You would do the same thing on the opposite sort of side of things, where

8:43

you would remove control subjects who had a propensity score that was below

the 2nd percentile of the propensity score distribution from the treated subjects.

So you take treated subjects, take their extreme left end tail and then cut it

there, and delete anybody, remove anybody from your data set who aren't in there.

So then you're left with sort of

this middle range where there should be a lot of overlap.

Doing that should eliminate some of the most extreme weights,

because the most extreme weights are going to occur out in the tail.

So this is a reasonable strategy in the sense of A,

it makes the positivity assumption more plausible, and B,

it should eliminate some of the extreme weights.

But just as a reminder, that does involve changing our population of interest,

our target population who are we making inference about.

So if we don't trim the tails, we're focusing on the population as a whole.

But if we trim the tails, we're now focused on a sub-population

who had a reasonable probability of getting either treatment,

whereas reasonable was defined by our trimming strategy.

9:49

So in general, I'm pretty comfortable with this idea

because it makes sense to sort of focus inference on the sub-population of

people who had some chance of getting either treatment.

However, it's something to keep in mind, because the population becomes a little

more difficult to define, the second you start sort of eliminating people.

Okay, so you could trim the tails.

Another thing you could do, whether you trim the tails or not,

is something called weight truncation.

Okay, so here what we're going to do is we're not going,

now imagine we have a population that we're going to stick with.

So maybe we've trimmed the tails, maybe we haven't, but this is our population now.

We have our weights and

we might decide ahead of time that there's some maximum allowable weight.

So we might only be comfortable with let's say a weight of 100 or

it also could be based on a percentile.

So we might say, let's take the 99th percentile of the weight distribution and

not allow any weights greater than that.

And what truncating then means is, it means then setting

10:54

the weight for anyone who had a value higher than that truncation point,

to set it to the maximum value.

So if, for example, you chose 100 as the maximum weight you'll accept,

then if somebody had a weight that was greater than 100,

you would actually change their weight to 100.

So you're actually going to replace any weight greater than your maximum,

you're going to set it to the maximum, so that's what we mean by weight truncation.

11:19

So this might sound a little strange because we're, in some sense,

we're changing data, we're just going in by hand and changing values.

So this does introduce bias, so if you don't truncate,

you have this problem of potentially having no easy estimators.

So you might have a very large variance, but

it's unbiased assuming your causal assumptions were met.

11:41

Whereas if you truncate, you're going to induce, or it's going to create some bias

because you're no longer properly weighting, but it's going to lead to.
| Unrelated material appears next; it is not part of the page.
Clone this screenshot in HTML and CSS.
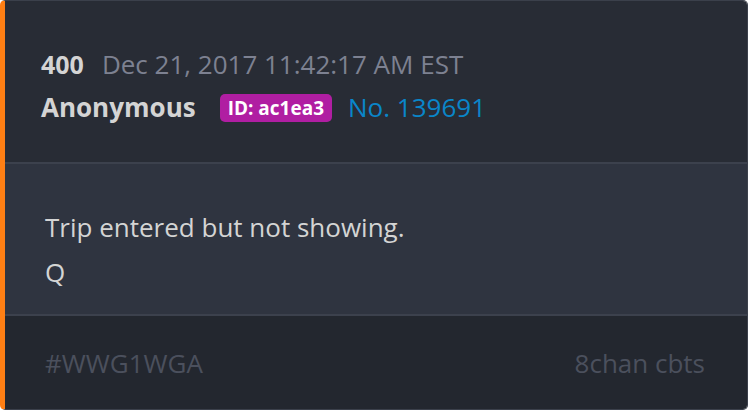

Potentially, you might have a much less noisy estimate,

so it would have a smaller variance.

So again this is a classic kind of bias variance trade-off situation.
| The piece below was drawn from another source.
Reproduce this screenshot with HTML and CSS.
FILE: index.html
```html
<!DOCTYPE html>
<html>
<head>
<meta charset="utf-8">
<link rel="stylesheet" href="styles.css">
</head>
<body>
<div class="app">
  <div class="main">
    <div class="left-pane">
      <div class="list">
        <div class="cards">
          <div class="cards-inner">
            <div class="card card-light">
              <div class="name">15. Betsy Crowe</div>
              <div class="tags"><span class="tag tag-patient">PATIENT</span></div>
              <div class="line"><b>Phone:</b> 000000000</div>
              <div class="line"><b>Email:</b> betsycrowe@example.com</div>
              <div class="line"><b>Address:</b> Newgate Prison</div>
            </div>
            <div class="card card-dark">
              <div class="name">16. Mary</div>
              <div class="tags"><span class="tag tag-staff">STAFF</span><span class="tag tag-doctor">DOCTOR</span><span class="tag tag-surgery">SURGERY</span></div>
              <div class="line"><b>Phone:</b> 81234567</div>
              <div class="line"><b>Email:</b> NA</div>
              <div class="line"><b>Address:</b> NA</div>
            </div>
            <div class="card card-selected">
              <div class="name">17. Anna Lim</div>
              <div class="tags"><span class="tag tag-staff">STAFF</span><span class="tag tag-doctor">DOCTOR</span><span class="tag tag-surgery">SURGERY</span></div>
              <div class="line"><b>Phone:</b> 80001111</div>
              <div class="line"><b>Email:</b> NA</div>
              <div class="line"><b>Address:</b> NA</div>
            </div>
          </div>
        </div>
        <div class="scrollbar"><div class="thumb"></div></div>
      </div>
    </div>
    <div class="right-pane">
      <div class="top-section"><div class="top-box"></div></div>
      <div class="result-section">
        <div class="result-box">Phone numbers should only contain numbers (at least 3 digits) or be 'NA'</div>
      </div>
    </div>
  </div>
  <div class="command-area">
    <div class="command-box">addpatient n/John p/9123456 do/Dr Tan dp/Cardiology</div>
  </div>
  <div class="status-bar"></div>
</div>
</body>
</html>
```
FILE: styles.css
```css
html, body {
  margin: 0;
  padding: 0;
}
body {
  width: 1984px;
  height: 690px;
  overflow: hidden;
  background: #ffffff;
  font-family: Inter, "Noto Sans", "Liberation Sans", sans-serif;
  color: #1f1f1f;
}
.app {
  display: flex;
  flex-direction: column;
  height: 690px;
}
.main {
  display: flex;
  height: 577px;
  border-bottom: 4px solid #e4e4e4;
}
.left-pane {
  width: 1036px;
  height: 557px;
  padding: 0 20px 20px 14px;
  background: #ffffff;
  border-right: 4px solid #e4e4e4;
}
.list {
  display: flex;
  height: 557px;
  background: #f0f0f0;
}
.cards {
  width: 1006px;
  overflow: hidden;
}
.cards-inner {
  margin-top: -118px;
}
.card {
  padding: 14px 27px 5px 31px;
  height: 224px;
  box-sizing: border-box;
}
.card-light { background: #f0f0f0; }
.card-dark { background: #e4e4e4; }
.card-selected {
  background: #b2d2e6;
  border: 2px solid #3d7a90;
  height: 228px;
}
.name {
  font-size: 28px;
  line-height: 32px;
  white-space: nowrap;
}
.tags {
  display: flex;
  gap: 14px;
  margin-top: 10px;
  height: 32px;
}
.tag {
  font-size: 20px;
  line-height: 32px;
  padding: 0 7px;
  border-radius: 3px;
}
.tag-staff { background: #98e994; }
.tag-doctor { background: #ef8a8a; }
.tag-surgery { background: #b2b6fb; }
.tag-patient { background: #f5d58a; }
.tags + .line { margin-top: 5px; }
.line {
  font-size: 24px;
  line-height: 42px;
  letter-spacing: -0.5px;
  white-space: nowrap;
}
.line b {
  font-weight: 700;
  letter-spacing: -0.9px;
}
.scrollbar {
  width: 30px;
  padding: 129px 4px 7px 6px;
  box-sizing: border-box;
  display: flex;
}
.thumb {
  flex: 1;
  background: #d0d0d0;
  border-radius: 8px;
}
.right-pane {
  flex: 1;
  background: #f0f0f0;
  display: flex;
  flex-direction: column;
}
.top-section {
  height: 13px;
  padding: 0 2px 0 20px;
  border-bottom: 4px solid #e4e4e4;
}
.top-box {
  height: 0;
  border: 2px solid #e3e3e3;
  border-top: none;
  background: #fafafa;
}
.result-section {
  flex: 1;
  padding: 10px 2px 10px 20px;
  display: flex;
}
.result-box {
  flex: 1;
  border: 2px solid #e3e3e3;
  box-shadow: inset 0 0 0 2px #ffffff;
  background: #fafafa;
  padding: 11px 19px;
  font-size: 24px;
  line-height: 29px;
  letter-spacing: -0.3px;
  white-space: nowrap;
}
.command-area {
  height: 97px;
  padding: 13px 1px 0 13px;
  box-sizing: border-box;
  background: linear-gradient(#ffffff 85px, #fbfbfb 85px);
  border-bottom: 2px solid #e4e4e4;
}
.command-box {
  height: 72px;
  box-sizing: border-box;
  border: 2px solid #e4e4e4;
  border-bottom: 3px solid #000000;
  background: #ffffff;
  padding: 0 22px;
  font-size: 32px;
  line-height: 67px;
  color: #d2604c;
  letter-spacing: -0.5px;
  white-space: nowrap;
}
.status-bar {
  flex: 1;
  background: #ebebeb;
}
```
So if you decide to truncate, what you're deciding to do is accept some bias for

a smaller variance and you're hoping that that trade-off is worth it.
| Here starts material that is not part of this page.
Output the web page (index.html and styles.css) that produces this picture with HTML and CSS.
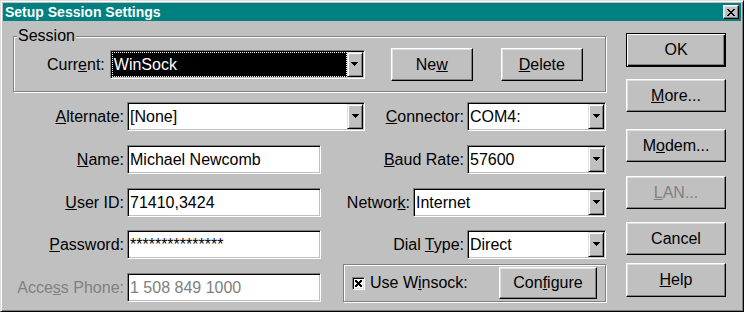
FILE: index.html
```html
<!DOCTYPE html>
<html lang="en">
<head>
  <meta charset="UTF-8">
  <title>Setup Session Settings</title>
  <link rel="stylesheet" href="styles.css">
</head>
<body>

  <!-- dialog window -->
  <div class="window">
    <div class="title-bar">
      <span class="title-text">Setup Session Settings</span>
      <button class="close-button" aria-label="Close">
        <svg width="8" height="7" viewBox="0 0 8 7" shape-rendering="crispEdges"><path d="M0 0h2v1H0zM6 0h2v1H6zM1 1h2v1H1zM5 1h2v1H5zM2 2h4v1H2zM3 3h2v1H3zM2 4h4v1H2zM1 5h2v1H1zM5 5h2v1H5zM0 6h2v1H0zM6 6h2v1H6z"/></svg>
      </button>
    </div>

    <div class="dialog-body">
      <div class="main">

        <!-- session group -->
        <div class="group session-group">
          <div class="group-title">Session</div>
          <div class="session-row">
            <span class="session-label">Curr<u>e</u>nt:</span>
            <div class="combo combo-current">
              <div class="combo-value selected">WinSock</div>
              <div class="combo-arrow"><svg width="7" height="4" viewBox="0 0 7 4" shape-rendering="crispEdges"><path d="M0 0h7v1H0zM1 1h5v1H1zM2 2h3v1H2zM3 3h1v1H3z"/></svg></div>
            </div>
            <button class="btn btn-new">Ne<u>w</u></button>
            <button class="btn btn-delete"><u>D</u>elete</button>
          </div>
        </div>

        <!-- field rows -->
        <div class="fields">
          <div class="row">
            <div class="pair-left">
              <span class="field-label"><u>A</u>lternate:</span>
              <div class="combo combo-wide">
                <div class="combo-value">[None]</div>
                <div class="combo-arrow"><svg width="7" height="4" viewBox="0 0 7 4" shape-rendering="crispEdges"><path d="M0 0h7v1H0zM1 1h5v1H1zM2 2h3v1H2zM3 3h1v1H3z"/></svg></div>
              </div>
            </div>
            <div class="pair-right">
              <span class="field-label"><u>C</u>onnector:</span>
              <div class="combo combo-short">
                <div class="combo-value">COM4:</div>
                <div class="combo-arrow"><svg width="7" height="4" viewBox="0 0 7 4" shape-rendering="crispEdges"><path d="M0 0h7v1H0zM1 1h5v1H1zM2 2h3v1H2zM3 3h1v1H3z"/></svg></div>
              </div>
            </div>
          </div>

          <div class="row">
            <div class="pair-left">
              <span class="field-label"><u>N</u>ame:</span>
              <div class="edit">Michael Newcomb</div>
            </div>
            <div class="pair-right">
              <span class="field-label"><u>B</u>aud Rate:</span>
              <div class="combo combo-short">
                <div class="combo-value">57600</div>
                <div class="combo-arrow"><svg width="7" height="4" viewBox="0 0 7 4" shape-rendering="crispEdges"><path d="M0 0h7v1H0zM1 1h5v1H1zM2 2h3v1H2zM3 3h1v1H3z"/></svg></div>
              </div>
            </div>
          </div>

          <div class="row row-short">
            <div class="pair-left">
              <span class="field-label"><u>U</u>ser ID:</span>
              <div class="edit">71410,3424</div>
            </div>
            <div class="pair-right">
              <span class="field-label">Networ<u>k</u>:</span>
              <div class="combo combo-network">
                <div class="combo-value">Internet</div>
                <div class="combo-arrow"><svg width="7" height="4" viewBox="0 0 7 4" shape-rendering="crispEdges"><path d="M0 0h7v1H0zM1 1h5v1H1zM2 2h3v1H2zM3 3h1v1H3z"/></svg></div>
              </div>
            </div>
          </div>

          <div class="row">
            <div class="pair-left">
              <span class="field-label"><u>P</u>assword:</span>
              <div class="edit">***************</div>
            </div>
            <div class="pair-right">
              <span class="field-label">Dial <u>T</u>ype:</span>
              <div class="combo combo-short">
                <div class="combo-value">Direct</div>
                <div class="combo-arrow"><svg width="7" height="4" viewBox="0 0 7 4" shape-rendering="crispEdges"><path d="M0 0h7v1H0zM1 1h5v1H1zM2 2h3v1H2zM3 3h1v1H3z"/></svg></div>
              </div>
            </div>
          </div>

          <div class="row row-last">
            <div class="pair-left">
              <span class="field-label disabled">Acce<u>s</u>s Phone:</span>
              <div class="edit disabled">1 508 849 1000</div>
            </div>
            <div class="pair-right">
              <div class="group winsock-group">
                <span class="checkbox">
                  <svg width="7" height="7" viewBox="0 0 7 7" shape-rendering="crispEdges"><path d="M0 0h2v1H0zM5 0h2v1H5zM0 1h3v1H0zM4 1h3v1H4zM1 2h5v1H1zM2 3h3v1H2zM1 4h5v1H1zM0 5h3v1H0zM4 5h3v1H4zM0 6h2v1H0zM5 6h2v1H5z"/></svg>
                </span>
                <span class="check-label">Use W<u>i</u>nsock:</span>
                <button class="btn btn-configure">Con<u>f</u>igure</button>
              </div>
            </div>
          </div>
        </div>
      </div>

      <!-- command buttons -->
      <div class="buttons">
        <button class="btn btn-default btn-ok">OK</button>
        <button class="btn btn-more"><u>M</u>ore...</button>
        <button class="btn btn-modem">M<u>o</u>dem...</button>
        <button class="btn btn-lan disabled"><u>L</u>AN...</button>
        <button class="btn btn-cancel">Cancel</button>
        <button class="btn btn-help"><u>H</u>elp</button>
      </div>
    </div>
  </div>

</body>
</html>
```

FILE: styles.css
```css
/* page */
body {
  margin: 0;
  background-color: #c0c0c0;
  font-family: "Liberation Sans", Arial, sans-serif;
  font-size: 16px;
  color: #000;
}

/* window frame */
.window {
  width: 744px;
  height: 312px;
  box-sizing: border-box;
  padding: 2px;
  background-color: #c0c0c0;
  border: 1px solid;
  border-color: #dfdfdf #000 #000 #dfdfdf;
  box-shadow: inset 1px 1px #fff, inset -1px -1px #808080;
}

/* title bar */
.title-bar {
  height: 18px;
  display: flex;
  align-items: center;
  justify-content: space-between;
  padding: 0 2px;
  background-color: #008080;
  color: #fff;
  font-size: 14px;
  font-weight: bold;
}

.close-button {
  width: 16px;
  height: 14px;
  padding: 0;
  display: flex;
  align-items: center;
  justify-content: center;
  background-color: #c0c0c0;
  border: 1px solid;
  border-color: #fff #000 #000 #fff;
  box-shadow: inset -1px -1px #808080, inset 1px 1px #dfdfdf;
}

/* body layout */
.dialog-body {
  display: flex;
  padding: 0 15px 0 10px;
}

.main {
  width: 593px;
  padding-top: 15px;
}

/* etched group box */
.group {
  box-sizing: border-box;
  border: 1px solid #808080;
  box-shadow: inset 1px 1px #fff, 1px 1px #fff;
}

.session-group {
  height: 56px;
}

.group-title {
  width: fit-content;
  margin: -10px 0 0 3px;
  padding: 0 1px;
  line-height: 18px;
  background-color: #c0c0c0;
}

.session-row {
  display: flex;
  align-items: center;
  height: 33px;
  margin-top: 3px;
  padding-left: 33px;
}

.session-label {
  margin-right: 5px;
}

/* buttons */
.btn {
  box-sizing: border-box;
  padding: 0;
  font: inherit;
  color: #000;
  background-color: #c0c0c0;
  border: 1px solid;
  border-color: #fff #000 #000 #fff;
  box-shadow: inset -1px -1px #808080, inset 1px 1px #dfdfdf;
}

.btn-default {
  border-color: #000;
  box-shadow: inset 1px 1px #fff, inset -1px -1px #000, inset -2px -2px #808080;
}

.btn-new, .btn-delete {
  width: 82px;
  height: 33px;
}

.btn-new {
  margin-left: 26px;
}

.btn-delete {
  margin-left: 28px;
}

.disabled {
  color: #808080;
}

/* combo boxes and edits */
.combo, .edit {
  box-sizing: border-box;
  height: 29px;
  background-color: #fff;
  border: 1px solid;
  border-color: #808080 #fff #fff #808080;
  box-shadow: inset 1px 1px #000, inset -1px -1px #c0c0c0;
}

.combo {
  display: flex;
  padding: 1px;
}

.combo-value {
  flex: 1;
  padding-left: 1px;
  line-height: 25px;
  white-space: nowrap;
}

.combo-value.selected {
  background-color: #000;
  color: #fff;
  outline: 1px dotted #fff;
  outline-offset: -1px;
  padding-left: 2px;
}

.combo-arrow {
  width: 16px;
  box-sizing: border-box;
  display: flex;
  align-items: center;
  justify-content: center;
  padding-bottom: 1px;
  background-color: #c0c0c0;
  border: 1px solid;
  border-color: #dfdfdf #000 #000 #dfdfdf;
  box-shadow: inset 1px 1px #fff, inset -1px -1px #808080;
}

.combo-current {
  width: 255px;
}

.combo-wide {
  width: 238px;
}

.combo-short {
  width: 139px;
}

.combo-network {
  width: 193px;
}

.edit {
  width: 194px;
  padding: 1px 1px 1px 2px;
  line-height: 25px;
  white-space: nowrap;
}

/* field rows */
.fields {
  margin-top: 10px;
}

.row {
  display: flex;
  height: 43px;
}

.row-short {
  height: 42px;
}

.row-last {
  height: auto;
}

.pair-left {
  width: 352px;
  display: flex;
  align-items: flex-start;
}

.pair-left .field-label {
  width: 111px;
  margin-right: 3px;
  text-align: right;
}

.pair-right {
  flex: 1;
  display: flex;
  align-items: flex-start;
  justify-content: flex-end;
}

.pair-right .field-label {
  margin-right: 3px;
}

.field-label {
  line-height: 29px;
  white-space: nowrap;
}

/* winsock group */
.winsock-group {
  width: 263px;
  height: 38px;
  margin-top: -9px;
  display: flex;
  align-items: center;
  padding: 0 8px;
}

.checkbox {
  width: 13px;
  height: 13px;
  box-sizing: border-box;
  display: flex;
  align-items: center;
  justify-content: center;
  background-color: #fff;
  border: 1px solid;
  border-color: #808080 #fff #fff #808080;
  box-shadow: inset 1px 1px #000, inset -1px -1px #dfdfdf;
}

.check-label {
  margin-left: 5px;
}

.btn-configure {
  width: 98px;
  height: 32px;
  margin-left: auto;
}

/* right column */
.buttons {
  width: 100px;
  margin-left: 20px;
  padding-top: 12px;
  display: flex;
  flex-direction: column;
}

.buttons .btn {
  width: 100px;
  height: 33px;
}

.buttons .btn-ok {
  height: 34px;
}

.btn-more {
  margin-top: 12px;
}

.btn-modem {
  margin-top: 17px;
}

.btn-lan {
  margin-top: 14px;
}

.btn-cancel {
  margin-top: 13px;
}

.buttons .btn-help {
  margin-top: 8px;
  height: 34px;
}
```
There could be situations where you truncate and

that induces only a small amount of bias but it greatly reduces the variance,

in which case, you'll probably be very happy with that trade-off.

And so a lot of times people judge the sort of was the trade-off

worth it based on what's known as a mean squared error.

So you could think of that as bias squared plus variance.

So it's been shown and at least in some simulation studies that if you do

truncate the weights, you can improve the mean square error.

So you can end up with a trade-off that's acceptable.

But of course if you truncate to an extreme degree,

you'll end up creating probably too much bias.

So there's some question about should you truncate and if so

where's the right place to truncate?

So typically what people are really trying to do is get rid of very extreme values,

so it's not unusual, for example, to just truncate it like the 98th or

99th percentile.

Alternatively you could pick an actual,

the main thing we're trying to do is get rid of the really extreme values where

they're much larger than any of the other ones.

In which case, I think there's reason to believe that if you don't truncate too

many people's, it's just a small number that had extreme weights,

that you'll probably be better off in terms of mean squared error.